DESCRIPTION OF THE TASK:
Could the lines from the start of the data through the line with "pb-[47px] font-[Poppins,Inter,sans-serif] text-[37px]" be set down exactly, with no pictures among them?

————————

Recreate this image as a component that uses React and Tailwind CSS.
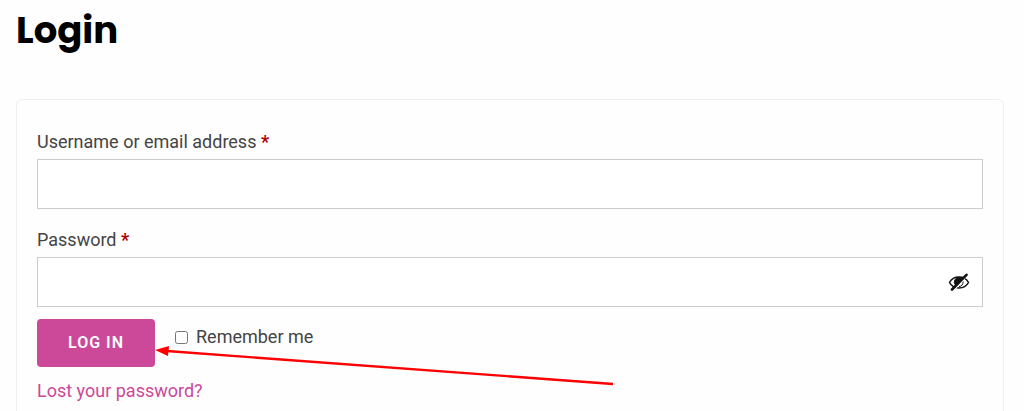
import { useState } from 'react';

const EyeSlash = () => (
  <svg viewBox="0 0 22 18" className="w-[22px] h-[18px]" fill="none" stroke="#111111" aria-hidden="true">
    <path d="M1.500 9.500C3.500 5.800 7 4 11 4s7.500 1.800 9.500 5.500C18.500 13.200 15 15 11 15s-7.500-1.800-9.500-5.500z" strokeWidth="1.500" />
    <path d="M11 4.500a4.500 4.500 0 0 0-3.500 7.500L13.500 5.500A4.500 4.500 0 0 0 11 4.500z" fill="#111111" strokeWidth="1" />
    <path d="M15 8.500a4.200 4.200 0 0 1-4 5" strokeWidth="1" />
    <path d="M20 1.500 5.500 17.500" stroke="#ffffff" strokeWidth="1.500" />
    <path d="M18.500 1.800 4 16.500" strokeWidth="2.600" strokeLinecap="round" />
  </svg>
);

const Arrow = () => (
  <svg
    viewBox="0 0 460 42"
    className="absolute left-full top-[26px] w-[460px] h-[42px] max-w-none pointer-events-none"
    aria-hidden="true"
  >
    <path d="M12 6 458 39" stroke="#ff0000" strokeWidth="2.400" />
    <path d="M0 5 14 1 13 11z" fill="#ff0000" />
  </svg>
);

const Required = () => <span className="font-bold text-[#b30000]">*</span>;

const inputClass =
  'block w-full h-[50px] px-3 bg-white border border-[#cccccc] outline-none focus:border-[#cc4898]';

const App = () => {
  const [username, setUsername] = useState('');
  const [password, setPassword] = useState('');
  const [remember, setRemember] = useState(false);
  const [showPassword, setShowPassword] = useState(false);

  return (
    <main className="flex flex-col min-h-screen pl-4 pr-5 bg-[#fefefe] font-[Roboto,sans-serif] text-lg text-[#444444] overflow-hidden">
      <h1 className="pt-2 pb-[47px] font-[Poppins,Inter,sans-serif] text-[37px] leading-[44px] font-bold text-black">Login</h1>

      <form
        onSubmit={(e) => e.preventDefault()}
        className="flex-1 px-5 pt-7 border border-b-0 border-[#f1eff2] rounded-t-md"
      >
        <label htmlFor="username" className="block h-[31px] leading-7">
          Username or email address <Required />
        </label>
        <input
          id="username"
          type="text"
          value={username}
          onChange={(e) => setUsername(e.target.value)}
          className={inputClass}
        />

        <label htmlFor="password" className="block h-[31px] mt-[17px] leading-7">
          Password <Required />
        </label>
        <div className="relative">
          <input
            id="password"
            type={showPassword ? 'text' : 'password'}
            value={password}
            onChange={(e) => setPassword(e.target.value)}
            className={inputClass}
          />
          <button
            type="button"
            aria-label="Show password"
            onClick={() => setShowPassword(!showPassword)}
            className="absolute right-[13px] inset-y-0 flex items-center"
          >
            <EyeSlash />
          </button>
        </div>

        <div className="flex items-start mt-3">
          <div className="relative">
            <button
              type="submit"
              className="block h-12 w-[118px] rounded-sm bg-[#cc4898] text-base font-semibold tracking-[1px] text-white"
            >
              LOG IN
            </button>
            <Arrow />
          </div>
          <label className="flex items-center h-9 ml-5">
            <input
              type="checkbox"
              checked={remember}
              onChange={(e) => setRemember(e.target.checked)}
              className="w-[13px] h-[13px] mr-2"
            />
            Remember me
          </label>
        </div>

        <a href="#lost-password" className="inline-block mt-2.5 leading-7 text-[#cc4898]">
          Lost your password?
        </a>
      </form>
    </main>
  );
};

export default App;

————————

WRITTEN REPLY:
Recreate this image as a component that uses React and Tailwind CSS.
import { useState } from 'react';

const EyeSlash = () => (
  <svg viewBox="0 0 22 18" className="w-[22px] h-[18px]" fill="none" stroke="#111111" aria-hidden="true">
    <path d="M1.500 9.500C3.500 5.800 7 4 11 4s7.500 1.800 9.500 5.500C18.500 13.200 15 15 11 15s-7.500-1.800-9.500-5.500z" strokeWidth="1.500" />
    <path d="M11 4.500a4.500 4.500 0 0 0-3.500 7.500L13.500 5.500A4.500 4.500 0 0 0 11 4.500z" fill="#111111" strokeWidth="1" />
    <path d="M15 8.500a4.200 4.200 0 0 1-4 5" strokeWidth="1" />
    <path d="M20 1.500 5.500 17.500" stroke="#ffffff" strokeWidth="1.500" />
    <path d="M18.500 1.800 4 16.500" strokeWidth="2.600" strokeLinecap="round" />
  </svg>
);

const Arrow = () => (
  <svg
    viewBox="0 0 460 42"
    className="absolute left-full top-[26px] w-[460px] h-[42px] max-w-none pointer-events-none"
    aria-hidden="true"
  >
    <path d="M12 6 458 39" stroke="#ff0000" strokeWidth="2.400" />
    <path d="M0 5 14 1 13 11z" fill="#ff0000" />
  </svg>
);

const Required = () => <span className="font-bold text-[#b30000]">*</span>;

const inputClass =
  'block w-full h-[50px] px-3 bg-white border border-[#cccccc] outline-none focus:border-[#cc4898]';

const App = () => {
  const [username, setUsername] = useState('');
  const [password, setPassword] = useState('');
  const [remember, setRemember] = useState(false);
  const [showPassword, setShowPassword] = useState(false);

  return (
    <main className="flex flex-col min-h-screen pl-4 pr-5 bg-[#fefefe] font-[Roboto,sans-serif] text-lg text-[#444444] overflow-hidden">
      <h1 className="pt-2 pb-[47px] font-[Poppins,Inter,sans-serif] text-[37px] leading-[44px] font-bold text-black">Login</h1>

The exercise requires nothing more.